Frente a situaciones tan ambiguas las opiniones suelen ser contrapuestas aun en el seno de cada bando. Obedecen a objetivos diferentes y esconden a menudo un doble lenguaje que ha mermado la confianza de la sociedad. En los extremos se sitúan quienes buscan sortear la coyuntura en beneficio propio y quienes desean aprovecharla en aras de profundas transformaciones.
En ese contexto la posición adoptada por el Frente Amplio Progresista merece consideración. Eliminada, por acuerdo con el PRI, la eventualidad de un período extraordinario, la apertura de sesiones deberá celebrarse en los términos precisos establecidos por la Constitución. La actitud de las bancadas y los acuerdos parlamentarios consecuentes estarían determinados por tres condiciones explícitas, tendientes a transparentar el pasado, poner un alto a la impunidad y encarrilar el futuro.
En primer término, la anuencia del partido del gobierno para que no se destruyan las boletas electorales, que son documentos públicos por antonomasia, ya que contienen la expresión de la soberanía popular. En seguida, la creación inmediata, mediante el acuerdo de las fuerzas políticas, de una Comisión de la Verdad que esclarezca las anomalías del proceso electoral que culminó el dos de julio del 2006.

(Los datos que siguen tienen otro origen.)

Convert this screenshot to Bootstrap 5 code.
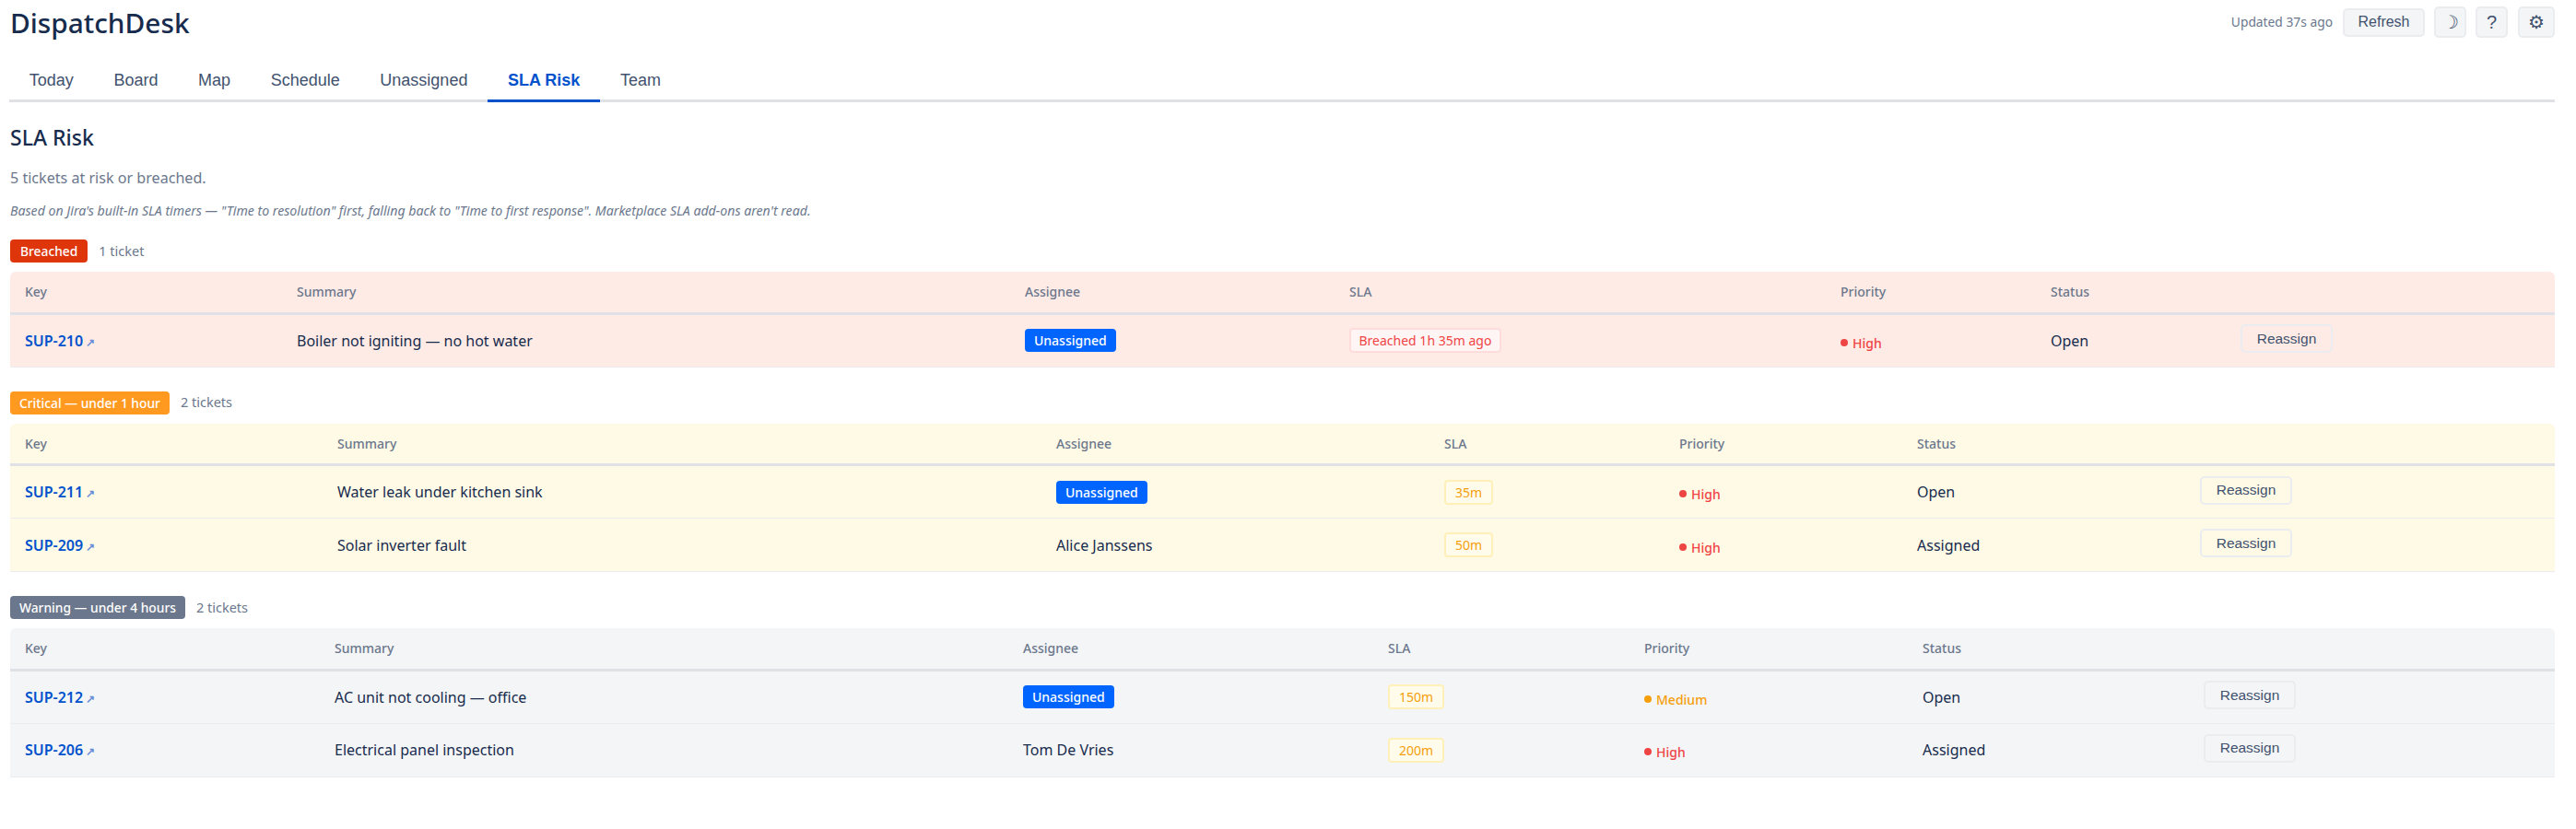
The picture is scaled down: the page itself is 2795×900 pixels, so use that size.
<!DOCTYPE html>
<html lang="en"><head><meta charset="utf-8"><title>DispatchDesk</title>
<link href="https://cdn.jsdelivr.net/npm/bootstrap@5.3.0/dist/css/bootstrap.min.css" rel="stylesheet">
<style>
body{font-family:"Noto Sans",sans-serif;color:#172b4d;background:#fff;font-size:16px}
.page-wrap{padding:0 23px 0 11px}
.top-bar{height:62px;padding-top:7px}
.brand-name{font-size:29.8px;font-weight:500;margin:-4px 0 0;line-height:44px;color:#172b4d}
.updated{font-size:13.8px;color:#6b778c;margin-right:1px}
.tool-btn{font-family:"Liberation Sans",sans-serif;background:#f4f5f7;border:2px solid #ebecf0;border-radius:5px;color:#42526e;font-size:16px;line-height:1;padding:0;display:inline-flex;align-items:center;justify-content:center}
.tool-btn:hover{background:#ebecf0;border-color:#dfe1e6;color:#42526e}
.btn-refresh{width:89px;height:31px}
.btn-square{width:35px;height:34px;font-size:20px}
.btn-gear{width:40px;margin-left:1px}
.tab-strip{border-bottom:3px solid #dfe1e6;height:49px;margin-left:-1px}
.tab-strip .nav-link{font-family:"Liberation Sans",sans-serif;font-size:18px;color:#42526e;padding:0 21.8px;height:49px;line-height:50px;border-bottom:3px solid transparent;margin-bottom:-3px;border-radius:0}
.tab-strip .nav-link.active{color:#0052cc;font-weight:700;border-bottom-color:#0052cc}
.view-title{font-size:23px;font-weight:500;line-height:32px;margin:22px 0 0;color:#172b4d}
.view-count{color:#6b778c;font-size:16.1px;line-height:24px;margin:16px 0 0}
.view-note{color:#6b778c;font-size:14.15px;font-style:italic;line-height:20px;margin:14px 0 21px}
.group-head{display:flex;align-items:center;gap:12px;height:25px;margin-bottom:10px}
.group-tag{color:#fff;font-size:13.8px;font-weight:500;border-radius:4px;padding:0 10px;line-height:25px;height:25px}
.tag-red{background:#de350b;padding:0 11px}.tag-orange{background:#ff991f}.tag-grey{background:#6b778c}
.group-count{color:#6b778c;font-size:14.5px}
.sla-group{margin-bottom:26px}
.sla-table{--bs-table-bg:transparent;--bs-table-color:#172b4d;margin:0;border-radius:6px 6px 0 0;overflow:hidden;font-size:16px;table-layout:fixed}
.bg-breach{background:#ffebe6}.bg-crit{background:#fffae6}.bg-warn{background:#f4f5f7}
.sla-table th{font-size:14px;font-weight:500;color:#6b778c;padding:0 16px;height:45px;vertical-align:middle;border-bottom:3px solid #dfe1e6}
.sla-table td{padding:0 16px;height:58px;vertical-align:middle;border-bottom:1px solid #ebecf0}
.sla-table>:not(caption)>*>*{background:transparent;box-shadow:none}
.sla-table>:not(:first-child){border-top:0}
.ticket-key{color:#0052cc;font-weight:600;text-decoration:none}
.key-arrow{color:#6b8fd6;font-size:12px;margin-left:3px}
.assignee-tag{background:#0065ff;color:#fff;font-size:14px;font-weight:500;border-radius:4px;padding:0 10px;line-height:25px;display:inline-block}
.sla-chip{display:inline-block;font-size:14px;border-radius:4px;padding:0 9px;line-height:23px;border-width:2px;border-style:solid}
.chip-red{color:#ef4444;background:#fff5f5;border-color:#fedcdc;padding:0 8.5px}
.chip-amber{color:#f59e0b;background:#fffcec;border-color:#fef0b8;padding:0 10px}
.prio{font-size:14px;font-weight:500;position:relative;top:2px;white-space:nowrap}
.prio-dot{display:inline-block;width:8px;height:8px;border-radius:50%;background:currentColor;margin-right:5px;position:relative;top:-2px}
.prio-high{color:#ef4444}.prio-med{color:#f59e0b}
.btn-reassign{font-family:"Liberation Sans",sans-serif;background:transparent;border:2px solid #ebecf0;border-radius:5px;color:#42526e;font-size:15.5px;width:100px;height:31px;padding:0;line-height:1;position:relative;top:-2px}
.btn-reassign:hover{background:#ebecf0;color:#42526e;border-color:#dfe1e6}
.b1{width:295px}.b2{width:790px}.b3{width:352px}.b4{width:533px}.b5{width:228px}.b6{width:206px}.b7{width:357px}
.c1{width:339px}.c2{width:780px}.c3{width:421px}.c4{width:255px}.c5{width:258px}.c6{width:307px}.c7{width:401px}
.w1{width:336px}.w2{width:747px}.w3{width:396px}.w4{width:278px}.w5{width:302px}.w6{width:305px}.w7{width:397px}
</style></head>
<body>
<div class="page-wrap">
  <header class="top-bar d-flex justify-content-between align-items-start">
    <h1 class="brand-name">DispatchDesk</h1>
    <div class="d-flex align-items-center" style="gap:10px">
      <span class="updated">Updated 37s ago</span>
      <button class="btn tool-btn btn-refresh">Refresh</button>
      <button class="btn tool-btn btn-square">☽</button>
      <button class="btn tool-btn btn-square">?</button>
      <button class="btn tool-btn btn-square btn-gear">⚙</button>
    </div>
  </header>
  <ul class="nav tab-strip">
    <li class="nav-item"><a class="nav-link" href="#">Today</a></li>
    <li class="nav-item"><a class="nav-link" href="#">Board</a></li>
    <li class="nav-item"><a class="nav-link" href="#">Map</a></li>
    <li class="nav-item"><a class="nav-link" href="#">Schedule</a></li>
    <li class="nav-item"><a class="nav-link" href="#">Unassigned</a></li>
    <li class="nav-item"><a class="nav-link active" href="#">SLA Risk</a></li>
    <li class="nav-item"><a class="nav-link" href="#">Team</a></li>
  </ul>
  <h2 class="view-title">SLA Risk</h2>
  <p class="view-count">5 tickets at risk or breached.</p>
  <p class="view-note">Based on Jira's built-in SLA timers — "Time to resolution" first, falling back to "Time to first response". Marketplace SLA add-ons aren't read.</p>

  <section class="sla-group">
    <div class="group-head"><span class="group-tag tag-red">Breached</span><span class="group-count">1 ticket</span></div>
    <table class="table sla-table bg-breach">
      <colgroup><col class="b1"><col class="b2"><col class="b3"><col class="b4"><col class="b5"><col class="b6"><col class="b7"></colgroup>
      <thead><tr><th>Key</th><th>Summary</th><th>Assignee</th><th>SLA</th><th>Priority</th><th>Status</th><th></th></tr></thead>
      <tbody>
        <tr><td><a class="ticket-key" href="#">SUP-210<span class="key-arrow">↗</span></a></td><td>Boiler not igniting — no hot water</td><td><span class="assignee-tag">Unassigned</span></td><td><span class="sla-chip chip-red">Breached 1h 35m ago</span></td><td><span class="prio prio-high"><span class="prio-dot"></span>High</span></td><td>Open</td><td><button class="btn btn-reassign">Reassign</button></td></tr>
      </tbody>
    </table>
  </section>

  <section class="sla-group">
    <div class="group-head"><span class="group-tag tag-orange">Critical — under 1 hour</span><span class="group-count">2 tickets</span></div>
    <table class="table sla-table bg-crit">
      <colgroup><col class="c1"><col class="c2"><col class="c3"><col class="c4"><col class="c5"><col class="c6"><col class="c7"></colgroup>
      <thead><tr><th>Key</th><th>Summary</th><th>Assignee</th><th>SLA</th><th>Priority</th><th>Status</th><th></th></tr></thead>
      <tbody>
        <tr><td><a class="ticket-key" href="#">SUP-211<span class="key-arrow">↗</span></a></td><td>Water leak under kitchen sink</td><td><span class="assignee-tag">Unassigned</span></td><td><span class="sla-chip chip-amber">35m</span></td><td><span class="prio prio-high"><span class="prio-dot"></span>High</span></td><td>Open</td><td><button class="btn btn-reassign">Reassign</button></td></tr>
        <tr><td><a class="ticket-key" href="#">SUP-209<span class="key-arrow">↗</span></a></td><td>Solar inverter fault</td><td>Alice Janssens</td><td><span class="sla-chip chip-amber">50m</span></td><td><span class="prio prio-high"><span class="prio-dot"></span>High</span></td><td>Assigned</td><td><button class="btn btn-reassign">Reassign</button></td></tr>
      </tbody>
    </table>
  </section>

  <section class="sla-group">
    <div class="group-head"><span class="group-tag tag-grey">Warning — under 4 hours</span><span class="group-count">2 tickets</span></div>
    <table class="table sla-table bg-warn">
      <colgroup><col class="w1"><col class="w2"><col class="w3"><col class="w4"><col class="w5"><col class="w6"><col class="w7"></colgroup>
      <thead><tr><th>Key</th><th>Summary</th><th>Assignee</th><th>SLA</th><th>Priority</th><th>Status</th><th></th></tr></thead>
      <tbody>
        <tr><td><a class="ticket-key" href="#">SUP-212<span class="key-arrow">↗</span></a></td><td>AC unit not cooling — office</td><td><span class="assignee-tag">Unassigned</span></td><td><span class="sla-chip chip-amber">150m</span></td><td><span class="prio prio-med"><span class="prio-dot"></span>Medium</span></td><td>Open</td><td><button class="btn btn-reassign">Reassign</button></td></tr>
        <tr><td><a class="ticket-key" href="#">SUP-206<span class="key-arrow">↗</span></a></td><td>Electrical panel inspection</td><td>Tom De Vries</td><td><span class="sla-chip chip-amber">200m</span></td><td><span class="prio prio-high"><span class="prio-dot"></span>High</span></td><td>Assigned</td><td><button class="btn btn-reassign">Reassign</button></td></tr>
      </tbody>
    </table>
  </section>
</div>
<script src="https://cdn.jsdelivr.net/npm/bootstrap@5.3.0/dist/js/bootstrap.bundle.min.js"></script>
</body></html>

El compromiso a fondo de todos los actores con la reforma del Estado, con el alcance pactado por el propio Congreso. No se trata sólo de una nueva legislación electoral, que garantice la continuidad institucional del país, sino de la democratización de los medios de información y definiciones específicas en torno a la forma de gobierno, la descentralización política, la reforma de la justicia, los derechos humanos y las garantías sociales.
El ofrecimiento de un debate con los legisladores que ha avanzado Calderón se compadece en apariencia con nuestra antigua propuesta de parlamentarizar el sistema. Se produjo dos días después de que sugerí en esta columna una doble comparecencia: la ceremonial y la de análisis y discusión del informe. No es válido, sin embargo, tomar el rábano por las hojas: utilizar el poder de los medios para simular un escenario democrático y eludir el compromiso con la renovación política y social del país.
A nada lleva un concurso de oratoria que podría terminar en pandemónium. No serviría siquiera para legitimar un gobierno surgido de la manipulación del sufragio; lo que nos compete a todos es liquidar el autoritarismo corrupto y edificar la nueva arquitectura del Estado.
Para que la democracia prospere se requieren demócratas. Dirigentes honestos y de valor civil a toda prueba. Que sean capaces de tensar la cuerda y ganar la partida. Los momentos históricos revelan la pasta con la que cada quien está construido. Esperamos vivirlo para saberlo.